# Data block
## Start

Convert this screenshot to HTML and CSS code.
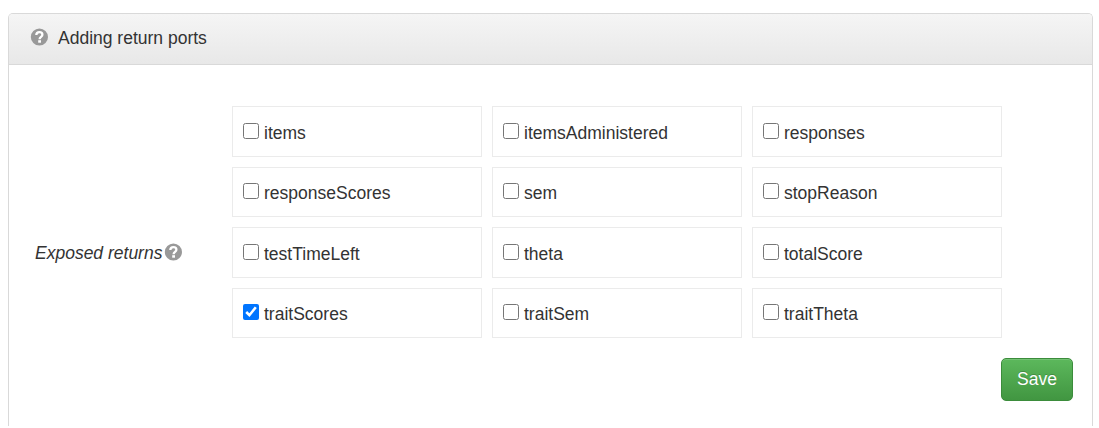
FILE: index.html
```
<!DOCTYPE html>
<html lang="en">
<head>
<meta charset="utf-8">
<title>Adding return ports</title>
<link rel="stylesheet" href="styles.css">
</head>
<body>
<section class="panel">
  <header class="panel-heading">
    <svg class="help" viewBox="0 0 18 18"><circle cx="9.4" cy="9" r="8.6" fill="#999"/><path d="M6.3 7C6.4 4.9 7.6 4.2 9.4 4.2C11.2 4.2 12.4 5.2 12.4 6.7C12.4 8.8 9.6 8.9 9.6 11.2" fill="none" stroke="#fff" stroke-width="2.3"/><path d="M8.2 12.2h2.8v2.5H8.2z" fill="#fff"/></svg>
    <span>Adding return ports</span>
  </header>
  <form class="panel-body">
    <div class="field">
      <div class="field-label"><em>Exposed returns</em><svg class="help" viewBox="0 0 18 18"><circle cx="9.4" cy="9" r="8.6" fill="#999"/><path d="M6.3 7C6.4 4.9 7.6 4.2 9.4 4.2C11.2 4.2 12.4 5.2 12.4 6.7C12.4 8.8 9.6 8.9 9.6 11.2" fill="none" stroke="#fff" stroke-width="2.3"/><path d="M8.2 12.2h2.8v2.5H8.2z" fill="#fff"/></svg></div>
      <div class="options">
        <label class="option"><input type="checkbox"><span>items</span></label>
        <label class="option"><input type="checkbox"><span>itemsAdministered</span></label>
        <label class="option"><input type="checkbox"><span>responses</span></label>
        <label class="option"><input type="checkbox"><span>responseScores</span></label>
        <label class="option"><input type="checkbox"><span>sem</span></label>
        <label class="option"><input type="checkbox"><span>stopReason</span></label>
        <label class="option"><input type="checkbox"><span>testTimeLeft</span></label>
        <label class="option"><input type="checkbox"><span>theta</span></label>
        <label class="option"><input type="checkbox"><span>totalScore</span></label>
        <label class="option"><input type="checkbox" checked><span>traitScores</span></label>
        <label class="option"><input type="checkbox"><span>traitSem</span></label>
        <label class="option"><input type="checkbox"><span>traitTheta</span></label>
      </div>
    </div>
    <div class="actions"><button class="save" type="button">Save</button></div>
  </form>
</section>
</body>
</html>
```
FILE: styles.css
```
* { box-sizing: border-box; }
body {
  margin: 0;
  padding: 13px 6px 2px 8px;
  height: 428px;
  overflow: hidden;
  background: #fff;
  color: #333;
  font: 17.5px/25px "Liberation Sans", Arial, sans-serif;
}
.panel {
  height: 413px;
  border: 1px solid #d9d9d9;
  border-bottom: 0;
  border-radius: 5px 5px 0 0;
}
.panel-heading {
  display: flex;
  align-items: center;
  gap: 10px;
  height: 51px;
  padding: 0 21px 2px;
  border-bottom: 1px solid #d9d9d9;
  border-radius: 4px 4px 0 0;
  background: linear-gradient(#f5f5f5, #e8e8e8);
}
.help {
  flex: none;
  width: 18px;
  height: 18px;
  margin-bottom: 2px;
}
.panel-body {
  margin: 0;
  padding: 41px 19px 0 26px;
}
.field { display: flex; }
.field-label {
  display: flex;
  align-items: center;
  gap: 2px;
  width: 197px;
  padding-top: 62px;
}
.options {
  display: grid;
  grid-template-columns: repeat(3, 250px);
  grid-template-rows: 51px 50px 51px 50px;
  gap: 10px;
}
.option {
  display: flex;
  align-items: center;
  gap: 5px;
  padding: 3px 10px 0;
  border: 1px solid #ebebeb;
}
.option input {
  width: 16px;
  height: 16px;
  margin: 0 0 5px;
}
.actions {
  display: flex;
  justify-content: flex-end;
  padding-top: 20px;
}
.save {
  width: 72px;
  height: 43px;
  padding: 0;
  border: 1px solid #3b8c3b;
  border-radius: 5px;
  background: linear-gradient(#5cb85c, #419641);
  box-shadow: inset 0 1px 0 rgba(255, 255, 255, 0.15);
  color: #fff;
  font: inherit;
  text-shadow: 0 -1px 0 rgba(0, 0, 0, 0.2);
}
```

## End

# What the exercise asks
Repeat the full listing above exactly, with no pictures in the copy.

# Task answer
Convert this screenshot to HTML and CSS code.
FILE: index.html
```
<!DOCTYPE html>
<html lang="en">
<head>
<meta charset="utf-8">
<title>Adding return ports</title>
<link rel="stylesheet" href="styles.css">
</head>
<body>
<section class="panel">
  <header class="panel-heading">
    <svg class="help" viewBox="0 0 18 18"><circle cx="9.4" cy="9" r="8.6" fill="#999"/><path d="M6.3 7C6.4 4.9 7.6 4.2 9.4 4.2C11.2 4.2 12.4 5.2 12.4 6.7C12.4 8.8 9.6 8.9 9.6 11.2" fill="none" stroke="#fff" stroke-width="2.3"/><path d="M8.2 12.2h2.8v2.5H8.2z" fill="#fff"/></svg>
    <span>Adding return ports</span>
  </header>
  <form class="panel-body">
    <div class="field">
      <div class="field-label"><em>Exposed returns</em><svg class="help" viewBox="0 0 18 18"><circle cx="9.4" cy="9" r="8.6" fill="#999"/><path d="M6.3 7C6.4 4.9 7.6 4.2 9.4 4.2C11.2 4.2 12.4 5.2 12.4 6.7C12.4 8.8 9.6 8.9 9.6 11.2" fill="none" stroke="#fff" stroke-width="2.3"/><path d="M8.2 12.2h2.8v2.5H8.2z" fill="#fff"/></svg></div>
      <div class="options">
        <label class="option"><input type="checkbox"><span>items</span></label>
        <label class="option"><input type="checkbox"><span>itemsAdministered</span></label>
        <label class="option"><input type="checkbox"><span>responses</span></label>
        <label class="option"><input type="checkbox"><span>responseScores</span></label>
        <label class="option"><input type="checkbox"><span>sem</span></label>
        <label class="option"><input type="checkbox"><span>stopReason</span></label>
        <label class="option"><input type="checkbox"><span>testTimeLeft</span></label>
        <label class="option"><input type="checkbox"><span>theta</span></label>
        <label class="option"><input type="checkbox"><span>totalScore</span></label>
        <label class="option"><input type="checkbox" checked><span>traitScores</span></label>
        <label class="option"><input type="checkbox"><span>traitSem</span></label>
        <label class="option"><input type="checkbox"><span>traitTheta</span></label>
      </div>
    </div>
    <div class="actions"><button class="save" type="button">Save</button></div>
  </form>
</section>
</body>
</html>
```
FILE: styles.css
```
* { box-sizing: border-box; }
body {
  margin: 0;
  padding: 13px 6px 2px 8px;
  height: 428px;
  overflow: hidden;
  background: #fff;
  color: #333;
  font: 17.5px/25px "Liberation Sans", Arial, sans-serif;
}
.panel {
  height: 413px;
  border: 1px solid #d9d9d9;
  border-bottom: 0;
  border-radius: 5px 5px 0 0;
}
.panel-heading {
  display: flex;
  align-items: center;
  gap: 10px;
  height: 51px;
  padding: 0 21px 2px;
  border-bottom: 1px solid #d9d9d9;
  border-radius: 4px 4px 0 0;
  background: linear-gradient(#f5f5f5, #e8e8e8);
}
.help {
  flex: none;
  width: 18px;
  height: 18px;
  margin-bottom: 2px;
}
.panel-body {
  margin: 0;
  padding: 41px 19px 0 26px;
}
.field { display: flex; }
.field-label {
  display: flex;
  align-items: center;
  gap: 2px;
  width: 197px;
  padding-top: 62px;
}
.options {
  display: grid;
  grid-template-columns: repeat(3, 250px);
  grid-template-rows: 51px 50px 51px 50px;
  gap: 10px;
}
.option {
  display: flex;
  align-items: center;
  gap: 5px;
  padding: 3px 10px 0;
  border: 1px solid #ebebeb;
}
.option input {
  width: 16px;
  height: 16px;
  margin: 0 0 5px;
}
.actions {
  display: flex;
  justify-content: flex-end;
  padding-top: 20px;
}
.save {
  width: 72px;
  height: 43px;
  padding: 0;
  border: 1px solid #3b8c3b;
  border-radius: 5px;
  background: linear-gradient(#5cb85c, #419641);
  box-shadow: inset 0 1px 0 rgba(255, 255, 255, 0.15);
  color: #fff;
  font: inherit;
  text-shadow: 0 -1px 0 rgba(0, 0, 0, 0.2);
}
```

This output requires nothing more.